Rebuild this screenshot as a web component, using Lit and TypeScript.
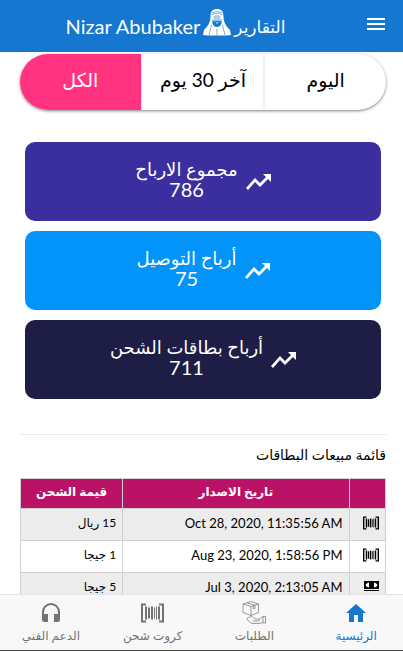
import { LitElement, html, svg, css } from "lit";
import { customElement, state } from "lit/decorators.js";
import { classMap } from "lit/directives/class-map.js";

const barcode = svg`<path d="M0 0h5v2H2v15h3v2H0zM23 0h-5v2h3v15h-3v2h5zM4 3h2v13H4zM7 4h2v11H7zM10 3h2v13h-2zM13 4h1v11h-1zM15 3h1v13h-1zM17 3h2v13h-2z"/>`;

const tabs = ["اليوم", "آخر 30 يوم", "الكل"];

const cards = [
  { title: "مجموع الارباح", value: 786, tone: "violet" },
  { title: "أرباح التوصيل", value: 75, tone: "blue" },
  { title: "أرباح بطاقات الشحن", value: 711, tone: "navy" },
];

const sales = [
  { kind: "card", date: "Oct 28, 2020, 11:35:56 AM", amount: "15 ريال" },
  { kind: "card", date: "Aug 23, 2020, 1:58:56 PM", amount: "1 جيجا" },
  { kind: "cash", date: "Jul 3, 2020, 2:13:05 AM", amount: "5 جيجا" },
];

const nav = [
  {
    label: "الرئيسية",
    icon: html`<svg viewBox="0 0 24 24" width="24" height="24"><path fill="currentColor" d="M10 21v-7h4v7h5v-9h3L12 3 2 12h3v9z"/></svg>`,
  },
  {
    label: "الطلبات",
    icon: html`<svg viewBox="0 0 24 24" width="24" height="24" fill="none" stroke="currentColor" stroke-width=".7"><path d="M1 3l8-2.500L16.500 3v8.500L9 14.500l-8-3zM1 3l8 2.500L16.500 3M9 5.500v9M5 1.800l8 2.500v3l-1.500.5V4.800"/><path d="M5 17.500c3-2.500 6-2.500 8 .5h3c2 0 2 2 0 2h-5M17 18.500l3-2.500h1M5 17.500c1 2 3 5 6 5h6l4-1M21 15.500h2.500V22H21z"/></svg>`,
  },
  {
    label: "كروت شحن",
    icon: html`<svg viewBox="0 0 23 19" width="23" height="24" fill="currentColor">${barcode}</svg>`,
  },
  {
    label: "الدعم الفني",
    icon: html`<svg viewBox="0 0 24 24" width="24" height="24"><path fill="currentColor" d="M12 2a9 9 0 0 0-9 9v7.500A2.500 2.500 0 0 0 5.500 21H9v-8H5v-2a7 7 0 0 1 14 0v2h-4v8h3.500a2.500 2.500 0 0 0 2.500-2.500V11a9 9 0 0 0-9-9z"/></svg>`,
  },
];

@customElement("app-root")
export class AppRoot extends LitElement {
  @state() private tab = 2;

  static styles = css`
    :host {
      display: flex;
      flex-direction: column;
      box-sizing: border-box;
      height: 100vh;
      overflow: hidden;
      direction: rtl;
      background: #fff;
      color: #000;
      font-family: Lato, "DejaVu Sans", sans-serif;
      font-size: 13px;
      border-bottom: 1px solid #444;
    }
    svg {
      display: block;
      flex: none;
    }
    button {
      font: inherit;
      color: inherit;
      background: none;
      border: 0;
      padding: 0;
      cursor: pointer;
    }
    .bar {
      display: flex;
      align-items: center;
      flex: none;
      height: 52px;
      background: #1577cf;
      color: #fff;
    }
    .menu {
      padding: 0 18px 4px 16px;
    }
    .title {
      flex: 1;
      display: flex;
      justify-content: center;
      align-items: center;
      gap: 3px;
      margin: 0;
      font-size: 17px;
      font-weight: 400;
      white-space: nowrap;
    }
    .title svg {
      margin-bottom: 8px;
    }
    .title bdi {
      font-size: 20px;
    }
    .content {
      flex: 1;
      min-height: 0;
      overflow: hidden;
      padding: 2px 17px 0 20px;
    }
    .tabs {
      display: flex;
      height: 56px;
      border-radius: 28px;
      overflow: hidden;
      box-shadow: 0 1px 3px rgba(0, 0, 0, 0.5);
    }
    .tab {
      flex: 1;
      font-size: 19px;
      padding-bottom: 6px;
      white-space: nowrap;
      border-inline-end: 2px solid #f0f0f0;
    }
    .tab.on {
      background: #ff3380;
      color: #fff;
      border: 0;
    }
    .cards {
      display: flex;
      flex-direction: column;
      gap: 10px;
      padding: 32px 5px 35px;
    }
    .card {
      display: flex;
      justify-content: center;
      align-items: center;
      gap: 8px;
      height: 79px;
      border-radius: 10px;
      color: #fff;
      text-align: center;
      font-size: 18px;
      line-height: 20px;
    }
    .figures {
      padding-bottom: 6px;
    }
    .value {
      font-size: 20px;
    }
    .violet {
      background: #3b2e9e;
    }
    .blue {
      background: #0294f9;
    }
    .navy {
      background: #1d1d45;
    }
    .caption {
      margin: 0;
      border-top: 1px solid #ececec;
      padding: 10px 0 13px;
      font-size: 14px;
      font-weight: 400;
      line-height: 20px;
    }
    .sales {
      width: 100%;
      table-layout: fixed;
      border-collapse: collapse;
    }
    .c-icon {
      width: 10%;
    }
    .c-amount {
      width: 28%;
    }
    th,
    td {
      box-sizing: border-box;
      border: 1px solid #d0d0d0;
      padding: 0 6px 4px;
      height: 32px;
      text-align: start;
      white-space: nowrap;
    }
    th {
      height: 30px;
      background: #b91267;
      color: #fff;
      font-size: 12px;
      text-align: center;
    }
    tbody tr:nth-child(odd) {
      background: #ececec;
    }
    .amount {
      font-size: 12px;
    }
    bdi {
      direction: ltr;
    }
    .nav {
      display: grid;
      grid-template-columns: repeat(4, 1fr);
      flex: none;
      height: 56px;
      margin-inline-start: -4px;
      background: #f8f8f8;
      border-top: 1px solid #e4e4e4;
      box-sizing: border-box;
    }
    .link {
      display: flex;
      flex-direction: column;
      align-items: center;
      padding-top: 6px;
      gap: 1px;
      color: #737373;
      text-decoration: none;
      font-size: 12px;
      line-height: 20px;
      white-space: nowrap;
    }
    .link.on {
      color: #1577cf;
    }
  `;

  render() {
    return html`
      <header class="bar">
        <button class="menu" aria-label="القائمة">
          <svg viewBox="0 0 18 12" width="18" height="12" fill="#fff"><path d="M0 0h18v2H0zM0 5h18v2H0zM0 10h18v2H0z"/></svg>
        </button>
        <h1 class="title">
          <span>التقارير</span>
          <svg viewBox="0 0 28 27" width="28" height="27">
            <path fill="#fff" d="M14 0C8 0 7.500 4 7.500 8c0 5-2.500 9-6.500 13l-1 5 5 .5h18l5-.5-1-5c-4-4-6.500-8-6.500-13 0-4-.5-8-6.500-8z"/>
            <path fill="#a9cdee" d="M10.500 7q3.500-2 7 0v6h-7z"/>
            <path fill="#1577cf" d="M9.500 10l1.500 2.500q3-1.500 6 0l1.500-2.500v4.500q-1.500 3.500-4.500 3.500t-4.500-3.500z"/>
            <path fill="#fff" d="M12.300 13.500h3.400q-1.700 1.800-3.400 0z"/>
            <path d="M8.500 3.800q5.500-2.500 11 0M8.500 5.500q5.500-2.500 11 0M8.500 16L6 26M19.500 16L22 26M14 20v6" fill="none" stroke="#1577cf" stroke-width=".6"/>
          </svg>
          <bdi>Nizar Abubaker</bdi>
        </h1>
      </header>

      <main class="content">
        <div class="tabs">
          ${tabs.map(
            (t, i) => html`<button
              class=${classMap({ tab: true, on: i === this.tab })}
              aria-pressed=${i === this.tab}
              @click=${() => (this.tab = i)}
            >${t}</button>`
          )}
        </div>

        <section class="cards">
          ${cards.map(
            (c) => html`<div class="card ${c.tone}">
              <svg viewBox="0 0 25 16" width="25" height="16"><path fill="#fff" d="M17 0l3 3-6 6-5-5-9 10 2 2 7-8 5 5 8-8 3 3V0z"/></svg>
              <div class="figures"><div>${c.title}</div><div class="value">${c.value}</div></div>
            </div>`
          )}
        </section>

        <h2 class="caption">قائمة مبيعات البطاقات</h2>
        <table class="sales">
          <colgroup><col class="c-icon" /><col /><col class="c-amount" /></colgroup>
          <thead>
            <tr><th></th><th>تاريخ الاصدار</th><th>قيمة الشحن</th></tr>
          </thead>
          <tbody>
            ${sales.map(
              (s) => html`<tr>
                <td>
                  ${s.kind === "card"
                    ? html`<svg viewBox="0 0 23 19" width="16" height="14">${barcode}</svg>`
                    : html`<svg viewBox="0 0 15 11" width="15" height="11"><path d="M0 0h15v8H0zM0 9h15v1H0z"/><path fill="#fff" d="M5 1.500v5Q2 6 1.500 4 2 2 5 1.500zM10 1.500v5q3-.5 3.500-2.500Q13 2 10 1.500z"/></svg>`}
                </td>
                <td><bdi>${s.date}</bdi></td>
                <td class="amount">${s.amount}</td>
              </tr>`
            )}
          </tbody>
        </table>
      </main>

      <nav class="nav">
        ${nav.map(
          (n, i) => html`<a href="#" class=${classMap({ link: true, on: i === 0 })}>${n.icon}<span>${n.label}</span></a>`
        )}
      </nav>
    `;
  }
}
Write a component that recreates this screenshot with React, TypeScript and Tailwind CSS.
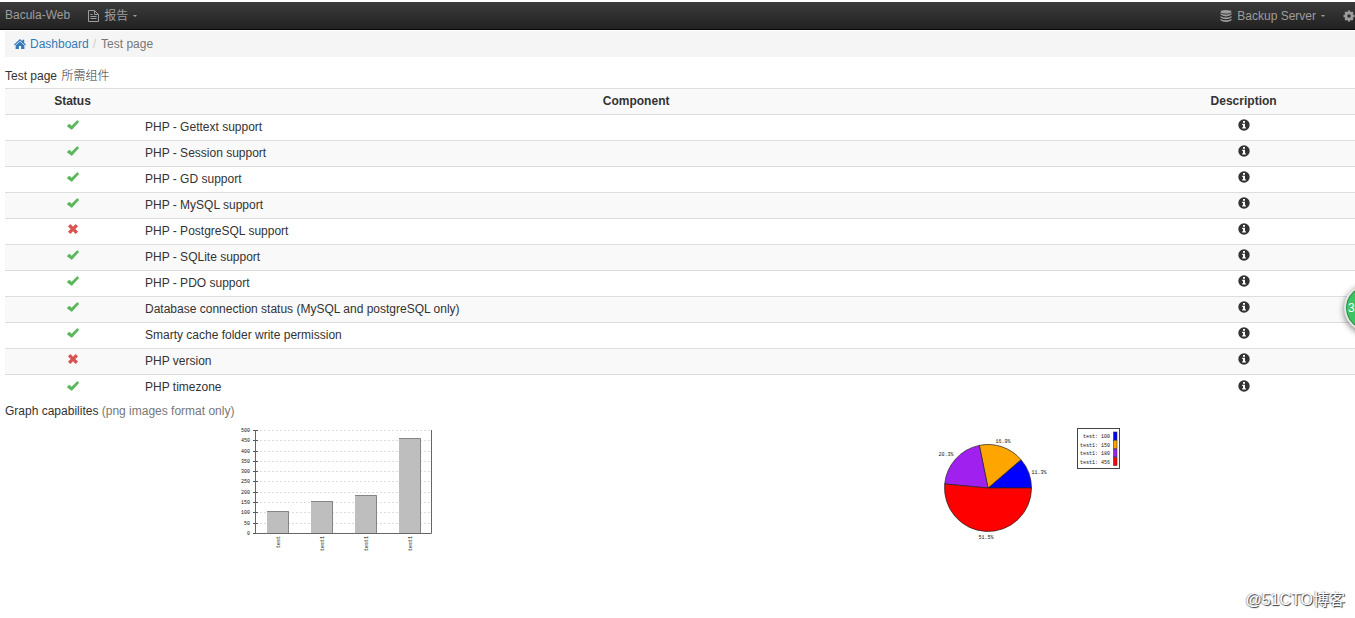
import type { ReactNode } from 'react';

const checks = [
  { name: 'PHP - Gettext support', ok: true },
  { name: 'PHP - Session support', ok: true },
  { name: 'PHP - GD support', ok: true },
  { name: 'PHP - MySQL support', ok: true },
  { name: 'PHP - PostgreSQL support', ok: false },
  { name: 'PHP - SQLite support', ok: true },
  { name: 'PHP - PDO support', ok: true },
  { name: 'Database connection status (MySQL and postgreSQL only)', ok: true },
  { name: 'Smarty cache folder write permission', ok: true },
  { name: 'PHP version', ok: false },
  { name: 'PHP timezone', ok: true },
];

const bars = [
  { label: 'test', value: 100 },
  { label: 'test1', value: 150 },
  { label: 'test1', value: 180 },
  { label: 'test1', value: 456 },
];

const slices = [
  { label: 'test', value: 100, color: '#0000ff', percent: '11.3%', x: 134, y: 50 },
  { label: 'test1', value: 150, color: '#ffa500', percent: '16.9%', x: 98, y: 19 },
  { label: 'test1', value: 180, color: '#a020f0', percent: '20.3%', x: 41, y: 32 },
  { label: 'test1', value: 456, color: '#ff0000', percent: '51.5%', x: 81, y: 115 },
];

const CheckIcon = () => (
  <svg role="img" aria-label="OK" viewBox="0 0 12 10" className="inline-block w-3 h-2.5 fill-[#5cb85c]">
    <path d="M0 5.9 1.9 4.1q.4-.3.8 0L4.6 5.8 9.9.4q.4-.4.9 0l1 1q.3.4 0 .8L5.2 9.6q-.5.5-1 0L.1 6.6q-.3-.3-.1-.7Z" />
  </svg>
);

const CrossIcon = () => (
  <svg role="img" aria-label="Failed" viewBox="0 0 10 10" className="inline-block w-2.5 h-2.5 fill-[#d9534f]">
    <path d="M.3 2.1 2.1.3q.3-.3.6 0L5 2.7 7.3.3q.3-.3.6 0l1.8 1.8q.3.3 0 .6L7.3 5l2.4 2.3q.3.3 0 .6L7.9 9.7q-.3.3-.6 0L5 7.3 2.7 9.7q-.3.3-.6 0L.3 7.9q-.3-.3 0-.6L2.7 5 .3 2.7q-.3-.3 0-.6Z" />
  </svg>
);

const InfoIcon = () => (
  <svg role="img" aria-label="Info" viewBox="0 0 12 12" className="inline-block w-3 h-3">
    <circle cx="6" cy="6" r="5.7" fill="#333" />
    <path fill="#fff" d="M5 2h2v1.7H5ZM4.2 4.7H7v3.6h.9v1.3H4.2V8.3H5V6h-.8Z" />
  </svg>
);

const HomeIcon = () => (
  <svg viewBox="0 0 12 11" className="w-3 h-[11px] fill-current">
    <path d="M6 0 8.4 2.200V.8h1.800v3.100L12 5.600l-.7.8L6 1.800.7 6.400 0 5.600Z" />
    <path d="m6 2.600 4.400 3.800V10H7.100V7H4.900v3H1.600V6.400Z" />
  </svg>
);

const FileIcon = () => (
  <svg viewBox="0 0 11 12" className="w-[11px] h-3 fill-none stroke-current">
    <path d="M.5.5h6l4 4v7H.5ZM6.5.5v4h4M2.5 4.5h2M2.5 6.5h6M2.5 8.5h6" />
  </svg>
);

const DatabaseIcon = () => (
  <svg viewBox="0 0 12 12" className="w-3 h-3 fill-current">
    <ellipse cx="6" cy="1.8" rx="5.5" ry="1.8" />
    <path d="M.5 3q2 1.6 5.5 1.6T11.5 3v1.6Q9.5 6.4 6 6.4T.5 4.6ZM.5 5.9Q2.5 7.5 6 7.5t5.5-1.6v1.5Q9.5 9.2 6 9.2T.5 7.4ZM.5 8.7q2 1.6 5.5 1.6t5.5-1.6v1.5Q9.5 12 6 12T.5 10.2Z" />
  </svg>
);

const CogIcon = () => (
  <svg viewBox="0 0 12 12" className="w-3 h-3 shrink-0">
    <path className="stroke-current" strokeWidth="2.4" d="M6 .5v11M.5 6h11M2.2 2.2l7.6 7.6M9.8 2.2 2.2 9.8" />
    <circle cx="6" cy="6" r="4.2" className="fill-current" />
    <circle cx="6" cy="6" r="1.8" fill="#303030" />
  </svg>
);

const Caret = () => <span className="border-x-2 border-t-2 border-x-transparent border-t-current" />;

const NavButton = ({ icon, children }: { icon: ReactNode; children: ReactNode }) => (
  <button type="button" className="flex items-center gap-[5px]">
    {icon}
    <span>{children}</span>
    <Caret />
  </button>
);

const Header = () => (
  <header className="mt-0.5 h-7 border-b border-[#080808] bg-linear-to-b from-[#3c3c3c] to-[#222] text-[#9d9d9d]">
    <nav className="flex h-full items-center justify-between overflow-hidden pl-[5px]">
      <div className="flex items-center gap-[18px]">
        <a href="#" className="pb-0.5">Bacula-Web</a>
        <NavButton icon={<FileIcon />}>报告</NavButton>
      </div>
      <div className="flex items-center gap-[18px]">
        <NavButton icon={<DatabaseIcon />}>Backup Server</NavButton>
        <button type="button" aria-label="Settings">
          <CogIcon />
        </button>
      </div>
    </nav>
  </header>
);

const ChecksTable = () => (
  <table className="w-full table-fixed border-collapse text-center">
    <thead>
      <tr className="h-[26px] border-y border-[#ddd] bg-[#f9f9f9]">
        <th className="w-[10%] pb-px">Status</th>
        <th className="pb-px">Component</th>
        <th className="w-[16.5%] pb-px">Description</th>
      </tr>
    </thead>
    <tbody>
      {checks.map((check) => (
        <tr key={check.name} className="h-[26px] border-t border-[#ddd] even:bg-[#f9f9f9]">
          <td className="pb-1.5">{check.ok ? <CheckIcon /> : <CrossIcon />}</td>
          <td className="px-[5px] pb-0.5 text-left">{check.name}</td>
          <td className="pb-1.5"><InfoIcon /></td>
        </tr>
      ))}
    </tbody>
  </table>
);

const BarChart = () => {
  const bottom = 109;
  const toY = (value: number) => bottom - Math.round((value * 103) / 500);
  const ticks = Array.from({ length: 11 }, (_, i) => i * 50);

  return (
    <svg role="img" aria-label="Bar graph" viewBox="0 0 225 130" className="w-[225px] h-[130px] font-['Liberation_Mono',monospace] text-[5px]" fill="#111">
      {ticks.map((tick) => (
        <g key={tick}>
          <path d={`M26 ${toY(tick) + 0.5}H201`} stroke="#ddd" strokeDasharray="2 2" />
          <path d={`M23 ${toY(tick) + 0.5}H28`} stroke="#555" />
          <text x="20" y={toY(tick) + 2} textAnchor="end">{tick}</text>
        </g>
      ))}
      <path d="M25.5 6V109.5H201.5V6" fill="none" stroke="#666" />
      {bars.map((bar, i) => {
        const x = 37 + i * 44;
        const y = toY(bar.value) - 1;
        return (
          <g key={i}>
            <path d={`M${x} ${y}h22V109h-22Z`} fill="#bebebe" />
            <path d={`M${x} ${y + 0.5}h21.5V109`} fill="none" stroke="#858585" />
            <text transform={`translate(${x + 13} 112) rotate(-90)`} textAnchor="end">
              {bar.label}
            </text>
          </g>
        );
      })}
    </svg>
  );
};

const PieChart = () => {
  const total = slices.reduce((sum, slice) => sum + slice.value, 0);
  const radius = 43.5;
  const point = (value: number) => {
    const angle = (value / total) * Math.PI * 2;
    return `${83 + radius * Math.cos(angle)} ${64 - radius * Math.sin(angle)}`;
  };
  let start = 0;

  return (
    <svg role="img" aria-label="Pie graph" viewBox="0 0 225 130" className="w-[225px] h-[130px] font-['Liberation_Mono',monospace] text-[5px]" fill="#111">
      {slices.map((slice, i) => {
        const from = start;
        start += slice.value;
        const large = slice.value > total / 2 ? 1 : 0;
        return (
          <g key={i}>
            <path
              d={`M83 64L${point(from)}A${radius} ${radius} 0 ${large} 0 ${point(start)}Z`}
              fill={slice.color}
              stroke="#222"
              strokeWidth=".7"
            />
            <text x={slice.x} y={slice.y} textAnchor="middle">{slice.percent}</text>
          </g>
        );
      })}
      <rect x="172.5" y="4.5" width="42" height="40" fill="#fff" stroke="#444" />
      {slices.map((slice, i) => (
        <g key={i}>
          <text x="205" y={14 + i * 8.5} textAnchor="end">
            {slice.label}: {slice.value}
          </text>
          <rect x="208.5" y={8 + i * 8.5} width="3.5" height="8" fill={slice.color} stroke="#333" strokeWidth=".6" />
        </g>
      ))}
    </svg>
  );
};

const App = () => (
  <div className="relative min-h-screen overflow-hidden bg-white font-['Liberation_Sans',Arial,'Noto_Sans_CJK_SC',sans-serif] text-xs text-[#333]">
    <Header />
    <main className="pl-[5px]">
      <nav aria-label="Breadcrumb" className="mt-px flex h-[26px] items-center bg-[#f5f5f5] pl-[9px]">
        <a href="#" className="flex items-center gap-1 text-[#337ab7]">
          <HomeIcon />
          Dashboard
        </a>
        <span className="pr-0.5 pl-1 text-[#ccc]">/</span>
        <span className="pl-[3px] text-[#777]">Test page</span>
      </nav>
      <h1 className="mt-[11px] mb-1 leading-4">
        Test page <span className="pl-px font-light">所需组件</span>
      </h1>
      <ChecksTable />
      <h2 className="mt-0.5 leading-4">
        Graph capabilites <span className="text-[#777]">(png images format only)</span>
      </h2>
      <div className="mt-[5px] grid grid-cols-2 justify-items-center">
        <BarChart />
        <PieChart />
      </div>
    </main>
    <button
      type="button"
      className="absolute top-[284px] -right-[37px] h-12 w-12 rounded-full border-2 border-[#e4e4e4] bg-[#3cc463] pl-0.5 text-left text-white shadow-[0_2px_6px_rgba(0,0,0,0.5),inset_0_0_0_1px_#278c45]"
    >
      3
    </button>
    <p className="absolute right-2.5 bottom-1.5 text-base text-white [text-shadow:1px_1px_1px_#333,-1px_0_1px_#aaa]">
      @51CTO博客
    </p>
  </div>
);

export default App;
────
## What to do
Where a line contains "TypeScript", copy that line.

## Answer to this task
Rebuild this screenshot as a web component, using Lit and TypeScript.
Write a component that recreates this screenshot with React, TypeScript and Tailwind CSS.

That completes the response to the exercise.